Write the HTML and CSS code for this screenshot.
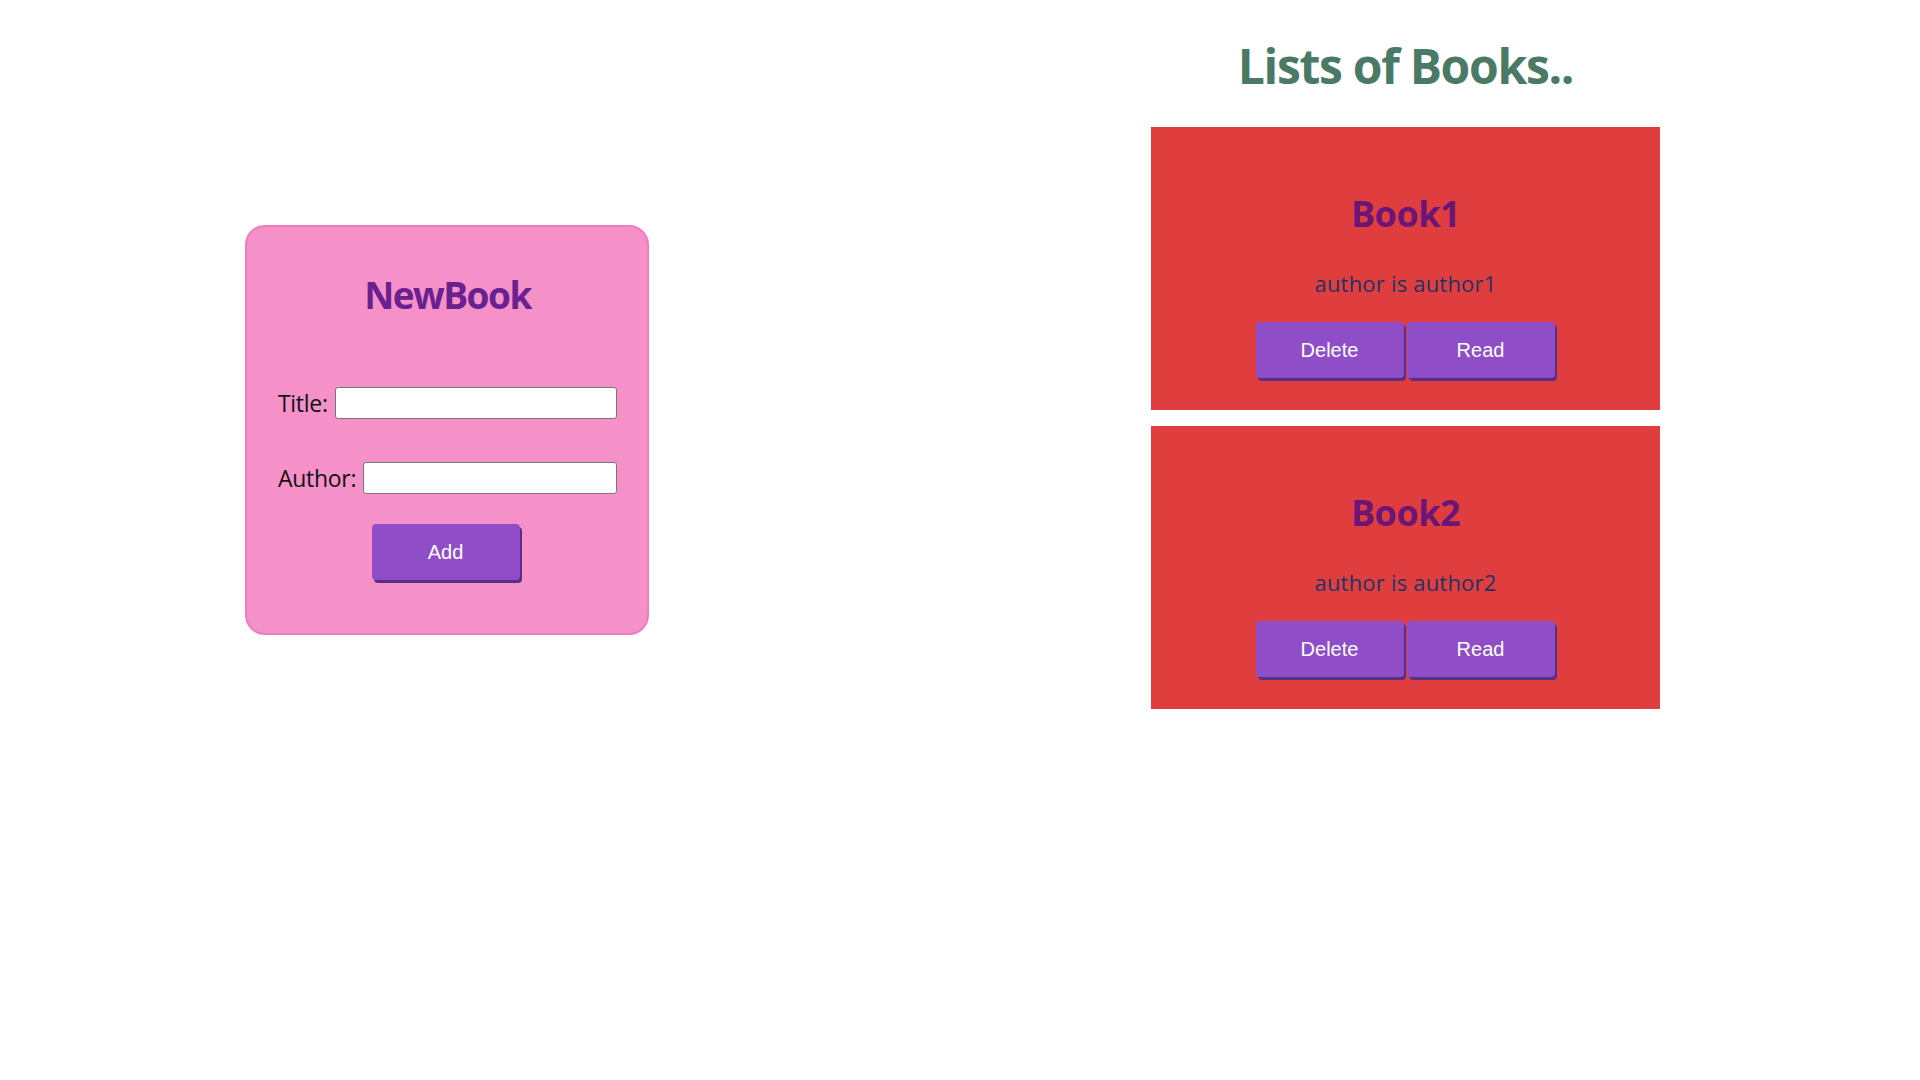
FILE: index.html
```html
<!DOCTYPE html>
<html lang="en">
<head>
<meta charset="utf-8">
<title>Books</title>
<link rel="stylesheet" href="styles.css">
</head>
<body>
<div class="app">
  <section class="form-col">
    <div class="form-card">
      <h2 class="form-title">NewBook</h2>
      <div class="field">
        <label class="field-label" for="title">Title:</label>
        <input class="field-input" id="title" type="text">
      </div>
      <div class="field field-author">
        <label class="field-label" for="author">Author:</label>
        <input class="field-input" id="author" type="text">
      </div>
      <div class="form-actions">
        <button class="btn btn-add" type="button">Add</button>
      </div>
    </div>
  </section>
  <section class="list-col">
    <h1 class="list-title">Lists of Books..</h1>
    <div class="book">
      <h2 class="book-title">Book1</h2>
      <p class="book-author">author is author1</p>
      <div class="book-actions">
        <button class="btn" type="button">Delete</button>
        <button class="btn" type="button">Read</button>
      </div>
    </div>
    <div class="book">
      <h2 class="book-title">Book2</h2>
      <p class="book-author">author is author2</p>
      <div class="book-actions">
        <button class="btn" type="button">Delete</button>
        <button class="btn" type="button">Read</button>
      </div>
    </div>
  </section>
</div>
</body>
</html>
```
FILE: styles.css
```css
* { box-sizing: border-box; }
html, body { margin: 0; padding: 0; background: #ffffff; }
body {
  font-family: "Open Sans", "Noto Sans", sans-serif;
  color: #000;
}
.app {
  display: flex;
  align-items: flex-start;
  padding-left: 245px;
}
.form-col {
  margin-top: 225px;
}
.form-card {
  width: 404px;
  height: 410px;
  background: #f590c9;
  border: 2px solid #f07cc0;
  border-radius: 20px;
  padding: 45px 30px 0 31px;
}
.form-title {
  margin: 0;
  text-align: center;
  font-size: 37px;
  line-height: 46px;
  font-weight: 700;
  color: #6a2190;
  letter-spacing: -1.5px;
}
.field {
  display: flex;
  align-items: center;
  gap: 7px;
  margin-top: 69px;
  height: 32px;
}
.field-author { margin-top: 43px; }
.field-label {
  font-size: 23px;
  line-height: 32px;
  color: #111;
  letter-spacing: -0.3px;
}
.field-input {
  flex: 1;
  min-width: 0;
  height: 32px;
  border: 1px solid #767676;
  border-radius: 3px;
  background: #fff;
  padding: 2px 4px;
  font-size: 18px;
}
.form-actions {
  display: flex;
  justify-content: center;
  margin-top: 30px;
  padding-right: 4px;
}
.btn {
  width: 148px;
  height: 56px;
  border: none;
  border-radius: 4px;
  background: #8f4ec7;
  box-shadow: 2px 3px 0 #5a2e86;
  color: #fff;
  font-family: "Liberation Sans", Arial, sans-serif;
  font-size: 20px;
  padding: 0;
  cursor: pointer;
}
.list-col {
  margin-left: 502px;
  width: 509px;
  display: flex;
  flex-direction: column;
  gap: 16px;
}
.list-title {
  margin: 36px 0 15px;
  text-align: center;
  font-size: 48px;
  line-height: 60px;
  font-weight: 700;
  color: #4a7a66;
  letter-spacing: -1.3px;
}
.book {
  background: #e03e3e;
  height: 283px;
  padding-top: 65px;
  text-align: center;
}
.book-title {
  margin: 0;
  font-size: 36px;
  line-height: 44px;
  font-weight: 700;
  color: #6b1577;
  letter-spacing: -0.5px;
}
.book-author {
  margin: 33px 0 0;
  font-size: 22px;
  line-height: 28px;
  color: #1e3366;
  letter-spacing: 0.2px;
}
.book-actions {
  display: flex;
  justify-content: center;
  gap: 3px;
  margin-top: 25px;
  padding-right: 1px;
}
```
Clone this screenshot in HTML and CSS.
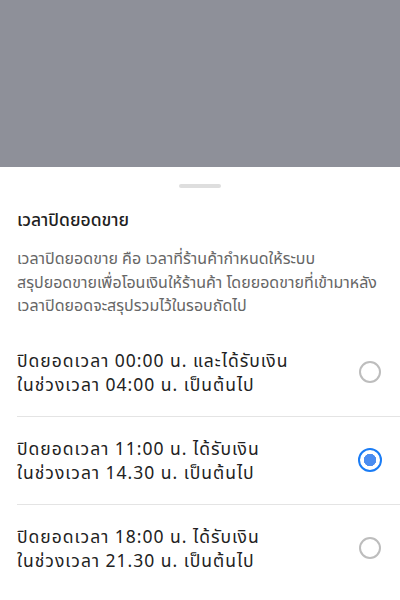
○ ○ ○
§ **PROMPT**
Transcribe each entry above exactly, apart from the pictures.

§ **WRITTEN SOLUTION**
Write the HTML and CSS code for this screenshot.
FILE: index.html
```html
<!DOCTYPE html>
<html lang="en">
<head>
<meta charset="utf-8">
<title>Books</title>
<link rel="stylesheet" href="styles.css">
</head>
<body>
<div class="app">
  <section class="form-col">
    <div class="form-card">
      <h2 class="form-title">NewBook</h2>
      <div class="field">
        <label class="field-label" for="title">Title:</label>
        <input class="field-input" id="title" type="text">
      </div>
      <div class="field field-author">
        <label class="field-label" for="author">Author:</label>
        <input class="field-input" id="author" type="text">
      </div>
      <div class="form-actions">
        <button class="btn btn-add" type="button">Add</button>
      </div>
    </div>
  </section>
  <section class="list-col">
    <h1 class="list-title">Lists of Books..</h1>
    <div class="book">
      <h2 class="book-title">Book1</h2>
      <p class="book-author">author is author1</p>
      <div class="book-actions">
        <button class="btn" type="button">Delete</button>
        <button class="btn" type="button">Read</button>
      </div>
    </div>
    <div class="book">
      <h2 class="book-title">Book2</h2>
      <p class="book-author">author is author2</p>
      <div class="book-actions">
        <button class="btn" type="button">Delete</button>
        <button class="btn" type="button">Read</button>
      </div>
    </div>
  </section>
</div>
</body>
</html>
```
FILE: styles.css
```css
* { box-sizing: border-box; }
html, body { margin: 0; padding: 0; background: #ffffff; }
body {
  font-family: "Open Sans", "Noto Sans", sans-serif;
  color: #000;
}
.app {
  display: flex;
  align-items: flex-start;
  padding-left: 245px;
}
.form-col {
  margin-top: 225px;
}
.form-card {
  width: 404px;
  height: 410px;
  background: #f590c9;
  border: 2px solid #f07cc0;
  border-radius: 20px;
  padding: 45px 30px 0 31px;
}
.form-title {
  margin: 0;
  text-align: center;
  font-size: 37px;
  line-height: 46px;
  font-weight: 700;
  color: #6a2190;
  letter-spacing: -1.5px;
}
.field {
  display: flex;
  align-items: center;
  gap: 7px;
  margin-top: 69px;
  height: 32px;
}
.field-author { margin-top: 43px; }
.field-label {
  font-size: 23px;
  line-height: 32px;
  color: #111;
  letter-spacing: -0.3px;
}
.field-input {
  flex: 1;
  min-width: 0;
  height: 32px;
  border: 1px solid #767676;
  border-radius: 3px;
  background: #fff;
  padding: 2px 4px;
  font-size: 18px;
}
.form-actions {
  display: flex;
  justify-content: center;
  margin-top: 30px;
  padding-right: 4px;
}
.btn {
  width: 148px;
  height: 56px;
  border: none;
  border-radius: 4px;
  background: #8f4ec7;
  box-shadow: 2px 3px 0 #5a2e86;
  color: #fff;
  font-family: "Liberation Sans", Arial, sans-serif;
  font-size: 20px;
  padding: 0;
  cursor: pointer;
}
.list-col {
  margin-left: 502px;
  width: 509px;
  display: flex;
  flex-direction: column;
  gap: 16px;
}
.list-title {
  margin: 36px 0 15px;
  text-align: center;
  font-size: 48px;
  line-height: 60px;
  font-weight: 700;
  color: #4a7a66;
  letter-spacing: -1.3px;
}
.book {
  background: #e03e3e;
  height: 283px;
  padding-top: 65px;
  text-align: center;
}
.book-title {
  margin: 0;
  font-size: 36px;
  line-height: 44px;
  font-weight: 700;
  color: #6b1577;
  letter-spacing: -0.5px;
}
.book-author {
  margin: 33px 0 0;
  font-size: 22px;
  line-height: 28px;
  color: #1e3366;
  letter-spacing: 0.2px;
}
.book-actions {
  display: flex;
  justify-content: center;
  gap: 3px;
  margin-top: 25px;
  padding-right: 1px;
}
```
Clone this screenshot in HTML and CSS.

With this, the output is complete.